His rationale on the benefits of getting involved with sports at a young age, Kevin says, is that “It’s not about how many you knock down but how many you lift up.”

• Bob Rankin (deceased) was a top track athlete at Dayton High School, where he graduated in 1935, and at UK, where he was undefeated in the 100- and 200-yard dash events in college. He also tied the great Jesse Owens in a 50-yard dash once and was a charter member of the lettermen’s K Club.

After college and service in World War II, the Ft. Thomas resident started working at the Enquirer, where he became the outdoors columnist for more than 40 years, while organizing shows, contests and fishing expeditions all over the world.
He would help with the founding of both the Ft.
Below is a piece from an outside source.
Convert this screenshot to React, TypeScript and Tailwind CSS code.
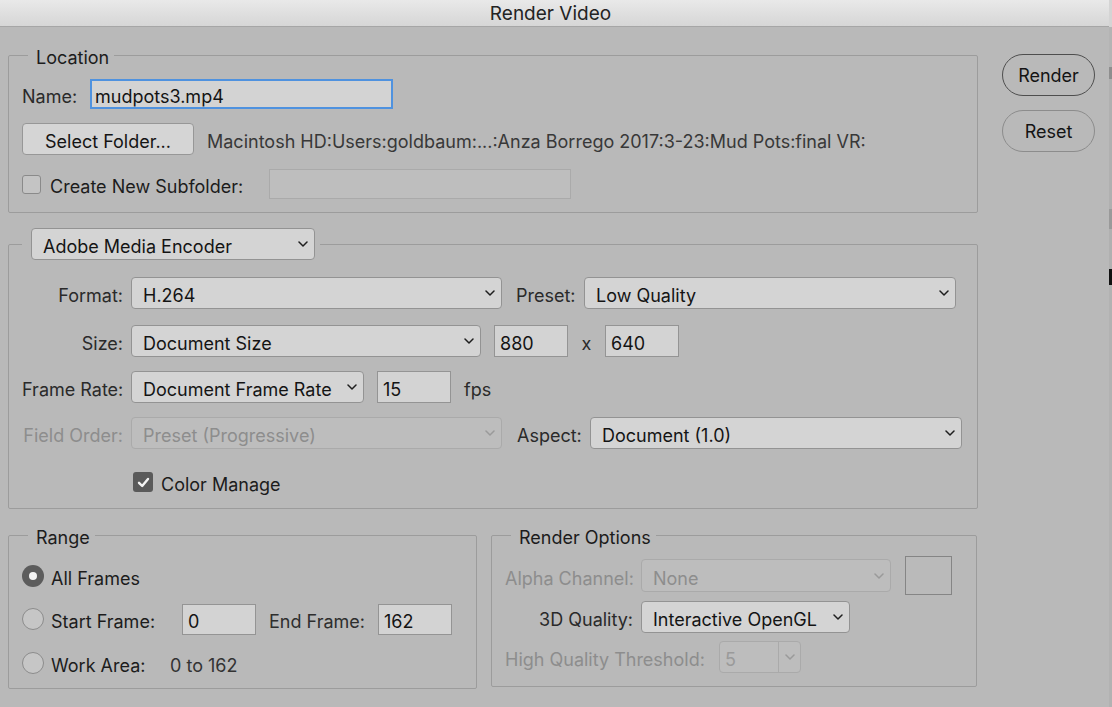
import React from "react";

const TX = "pt-[5px]";

function Chevron({ color = "#1e1e1e" }: { color?: string }) {
  return (
    <svg width="10" height="6" viewBox="0 0 10 6" className="shrink-0">
      <path d="M1 1l4 4 4-4" fill="none" stroke={color} strokeWidth="1.5" strokeLinecap="round" strokeLinejoin="round" />
    </svg>
  );
}

function Select({ text, className, disabled }: { text: string; className: string; disabled?: boolean }) {
  return (
    <div
      className={
        "flex items-center justify-between rounded-[4px] border pl-[11px] pr-[6px] shrink-0 " +
        (disabled
          ? "border-[#aaaaaa] bg-[#bdbdbd] text-[#8d8d8d] "
          : "border-[#939393] bg-[#d4d4d4] text-[#141414] ") +
        className
      }
    >
      <span className={"whitespace-nowrap " + TX}>{text}</span>
      <Chevron color={disabled ? "#9a9a9a" : "#1e1e1e"} />
    </div>
  );
}

function Input({ value, className }: { value: string; className: string }) {
  return (
    <div className={"flex items-center border border-[#949494] bg-[#d3d3d3] pl-[5px] text-[#141414] shrink-0 " + className}>
      <span className={TX}>{value}</span>
    </div>
  );
}

function Radio({ checked }: { checked?: boolean }) {
  return checked ? (
    <div className="flex h-[22px] w-[22px] shrink-0 items-center justify-center rounded-full bg-[#5c5c5c]">
      <div className="h-[8px] w-[8px] rounded-full bg-[#f2f2f2]" />
    </div>
  ) : (
    <div className="h-[22px] w-[22px] shrink-0 rounded-full border border-[#8c8c8c] bg-[#c6c6c6]" />
  );
}

export default function App() {
  return (
    <div className="flex h-[707px] w-[1112px] overflow-hidden bg-[#b9b9b9] font-[Inter,sans-serif] text-[18px] text-[#1c1c1c]">
      <div className="flex w-[1109px] flex-col">
        {/* Title bar */}
        <div className="flex h-[27px] shrink-0 items-center justify-center border-b border-[#a6a6a6] bg-gradient-to-b from-[#e9e9e9] to-[#d6d6d6] pr-[8px] text-[19px] text-[#232323]">
          <span className="pt-[2px]">Render Video</span>
        </div>

        <div className="flex">
          {/* Left column */}
          <div className="ml-[8px] flex w-[970px] flex-col pt-[16px]">
            {/* Location */}
            <fieldset className="w-[970px] rounded-[2px] border border-[#9c9c9c]">
              <legend className="ml-[19px] h-[24px] pl-[8px] pr-[5px] leading-[24px]">
                <span className="block pt-[3px]">Location</span>
              </legend>
              <div className="pl-[13px] pt-[12px] pb-[13px]">
                <div className="flex h-[30px] items-center">
                  <span className={"w-[68px] text-[#2a2a2a] " + TX}>Name:</span>
                  <div className="flex h-[30px] w-[303px] items-center border-2 border-[#4f92df] bg-[#d3d3d3] pl-[3px] text-[#141414]">
                    <span className={TX}>mudpots3.mp4</span>
                  </div>
                </div>
                <div className="mt-[14px] flex h-[32px] items-center">
                  <div className="flex h-[32px] w-[172px] items-center justify-center rounded-[4px] border border-[#979797] bg-[#d5d5d5] text-[#141414]">
                    <span className={TX}>Select Folder...</span>
                  </div>
                  <span className={"ml-[13px] whitespace-nowrap text-[#383838] " + TX}>
                    Macintosh HD:Users:goldbaum:...:Anza Borrego 2017:3-23:Mud Pots:final VR:
                  </span>
                </div>
                <div className="mt-[14px] flex h-[30px] items-center">
                  <div className="h-[19px] w-[19px] shrink-0 rounded-[3px] border border-[#8a8a8a] bg-[#c4c4c4]" />
                  <span className={"ml-[9px] w-[219px] whitespace-nowrap " + TX}>Create New Subfolder:</span>
                  <div className="h-[30px] w-[302px] border border-[#aaaaaa] bg-[#bebebe]" />
                </div>
              </div>
            </fieldset>

            {/* Encoder */}
            <fieldset className="mt-[15px] w-[970px] rounded-[2px] border border-[#9c9c9c]">
              <legend className="ml-[13px] pl-[9px] pr-[5px]">
                <Select text="Adobe Media Encoder" className="h-[32px] w-[284px]" />
              </legend>
              <div className="pl-[13px] pt-[17px] pb-[10px]">
                <div className="flex h-[32px] items-center">
                  <span className={"mr-[8px] w-[101px] text-right text-[#2a2a2a] " + TX}>Format:</span>
                  <Select text="H.264" className="h-[32px] w-[371px]" />
                  <span className={"ml-[14px] w-[68px] text-[#2a2a2a] " + TX}>Preset:</span>
                  <Select text="Low Quality" className="h-[32px] w-[372px]" />
                </div>
                <div className="mt-[16px] flex h-[32px] items-center">
                  <span className={"mr-[8px] w-[101px] text-right text-[#2a2a2a] " + TX}>Size:</span>
                  <Select text="Document Size" className="h-[32px] w-[350px]" />
                  <Input value="880" className="ml-[13px] h-[32px] w-[74px]" />
                  <span className={"w-[37px] text-center text-[#2a2a2a] " + TX}>x</span>
                  <Input value="640" className="h-[32px] w-[74px]" />
                </div>
                <div className="mt-[14px] flex h-[32px] items-center">
                  <span className={"mr-[8px] w-[101px] whitespace-nowrap text-right text-[#2a2a2a] " + TX}>Frame Rate:</span>
                  <Select text="Document Frame Rate" className="h-[32px] w-[233px]" />
                  <Input value="15" className="ml-[13px] h-[32px] w-[74px]" />
                  <span className={"ml-[13px] text-[#2a2a2a] " + TX}>fps</span>
                </div>
                <div className="mt-[14px] flex h-[32px] items-center">
                  <span className={"mr-[8px] w-[101px] whitespace-nowrap text-right text-[#8d8d8d] " + TX}>Field Order:</span>
                  <Select text="Preset (Progressive)" disabled className="h-[32px] w-[371px]" />
                  <span className={"ml-[15px] w-[73px] text-[#2a2a2a] " + TX}>Aspect:</span>
                  <Select text="Document (1.0)" className="h-[32px] w-[372px]" />
                </div>
                <div className="mt-[17px] flex h-[32px] items-center pl-[111px]">
                  <div className="flex h-[20px] w-[20px] items-center justify-center rounded-[3px] bg-[#5a5a5a]">
                    <svg width="13" height="11" viewBox="0 0 13 11">
                      <path d="M2 5.8l3.2 3.2L11 2" fill="none" stroke="#f4f4f4" strokeWidth="2.4" strokeLinecap="round" strokeLinejoin="round" />
                    </svg>
                  </div>
                  <span className={"ml-[8px] " + TX}>Color Manage</span>
                </div>
              </div>
            </fieldset>

            {/* Bottom row */}
            <div className="mt-[14px] flex items-start gap-[14px]">
              <fieldset className="w-[469px] rounded-[2px] border border-[#9c9c9c]">
                <legend className="ml-[19px] h-[24px] pl-[8px] pr-[5px] leading-[24px]">
                  <span className="block pt-[3px]">Range</span>
                </legend>
                <div className="pl-[13px] pt-[13px] pb-[9px]">
                  <div className="flex h-[32px] items-center">
                    <Radio checked />
                    <span className={"ml-[7px] " + TX}>All Frames</span>
                  </div>
                  <div className="mt-[11px] flex h-[32px] items-center">
                    <Radio />
                    <span className={"ml-[7px] w-[131px] whitespace-nowrap " + TX}>Start Frame:</span>
                    <Input value="0" className="h-[31px] w-[74px]" />
                    <span className={"ml-[13px] w-[109px] whitespace-nowrap text-[#2e2e2e] " + TX}>End Frame:</span>
                    <Input value="162" className="h-[31px] w-[74px]" />
                  </div>
                  <div className="mt-[12px] flex h-[32px] items-center">
                    <Radio />
                    <span className={"ml-[7px] w-[119px] whitespace-nowrap " + TX}>Work Area:</span>
                    <span className={"text-[#333333] " + TX}>0 to 162</span>
                  </div>
                </div>
              </fieldset>

              <fieldset className="w-[486px] rounded-[2px] border border-[#9c9c9c]">
                <legend className="ml-[19px] h-[24px] pl-[8px] pr-[5px] leading-[24px]">
                  <span className="block pt-[3px]">Render Options</span>
                </legend>
                <div className="pl-[13px] pt-[12px] pb-[13px]">
                  <div className="flex h-[33px] items-center">
                    <span className={"mr-[8px] w-[128px] whitespace-nowrap text-right text-[#8d8d8d] " + TX}>Alpha Channel:</span>
                    <Select text="None" disabled className="h-[33px] w-[250px]" />
                    <div className="my-[-3px] ml-[14px] h-[39px] w-[47px] border-[1.5px] border-[#858585] bg-[#bababa]" />
                  </div>
                  <div className="mt-[9px] flex h-[32px] items-center">
                    <span className={"mr-[8px] w-[128px] whitespace-nowrap text-right text-[#2a2a2a] " + TX}>3D Quality:</span>
                    <Select text="Interactive OpenGL" className="h-[32px] w-[209px]" />
                  </div>
                  <div className="mt-[8px] flex h-[32px] items-center">
                    <span className={"w-[214px] whitespace-nowrap text-[#8d8d8d] " + TX}>High Quality Threshold:</span>
                    <div className="flex h-[32px] w-[82px] rounded-[4px] border border-[#aaaaaa] bg-[#bdbdbd] text-[#9a9a9a]">
                      <div className="flex w-[59px] items-center border-r border-[#aaaaaa] pl-[5px]">
                        <span className={TX}>5</span>
                      </div>
                      <div className="flex flex-1 items-center justify-center">
                        <Chevron color="#9a9a9a" />
                      </div>
                    </div>
                  </div>
                </div>
              </fieldset>
            </div>
          </div>

          {/* Right buttons */}
          <div className="ml-[24px] flex flex-col pt-[27px]">
            <div className="flex h-[42px] w-[93px] items-center justify-center rounded-full border-[1.5px] border-[#4e4e4e] text-[#141414]">
              <span>Render</span>
            </div>
            <div className="mt-[14px] flex h-[42px] w-[93px] items-center justify-center rounded-full border-[1.5px] border-[#8c8c8c] text-[#141414]">
              <span>Reset</span>
            </div>
          </div>
        </div>
      </div>

      {/* Right edge strip (background behind window) */}
      <div className="flex w-[3px] flex-col">
        <div className="h-[27px] bg-[#d4d4d4]" />
        <div className="h-[40px] bg-[#b4b4b4]" />
        <div className="h-[12px] bg-[#8e8e8e]" />
        <div className="h-[130px] bg-[#b0b0b0]" />
        <div className="h-[20px] bg-[#9a9a9a]" />
        <div className="h-[40px] bg-[#b0b0b0]" />
        <div className="h-[16px] bg-[#111111]" />
        <div className="flex-1 bg-[#b2b2b2]" />
      </div>
    </div>
  );
}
Thomas Swim Club and AJ Jolly Park while teaching journalism at Northern Kentucky Community College, the forerunner of NKU.

The new Hall of Famers, March ’25

More NKSHOF doings at Behringer-Crawford Museum

Author Charlie Coleman will be at the Devou Park museum from 1-4 p.m. Saturday signing copies of his new book, Northern Kentucky Sports Legends of the 1950s, as part of the NKSHOF memorabilia display. Admission for NKSHOF members is free.

Hall of Fame Dates to note

The top fundraiser for the college scholarships the NKSHOF awards ever year, the annual golf outing, will be Saturday, July 9, at the Kenton County Golf Course. Cost is $80 per player. Also, the annual Summer Reunion when the group presents its top five awards will be Aug. 19, according to Pres. Randy Marsh.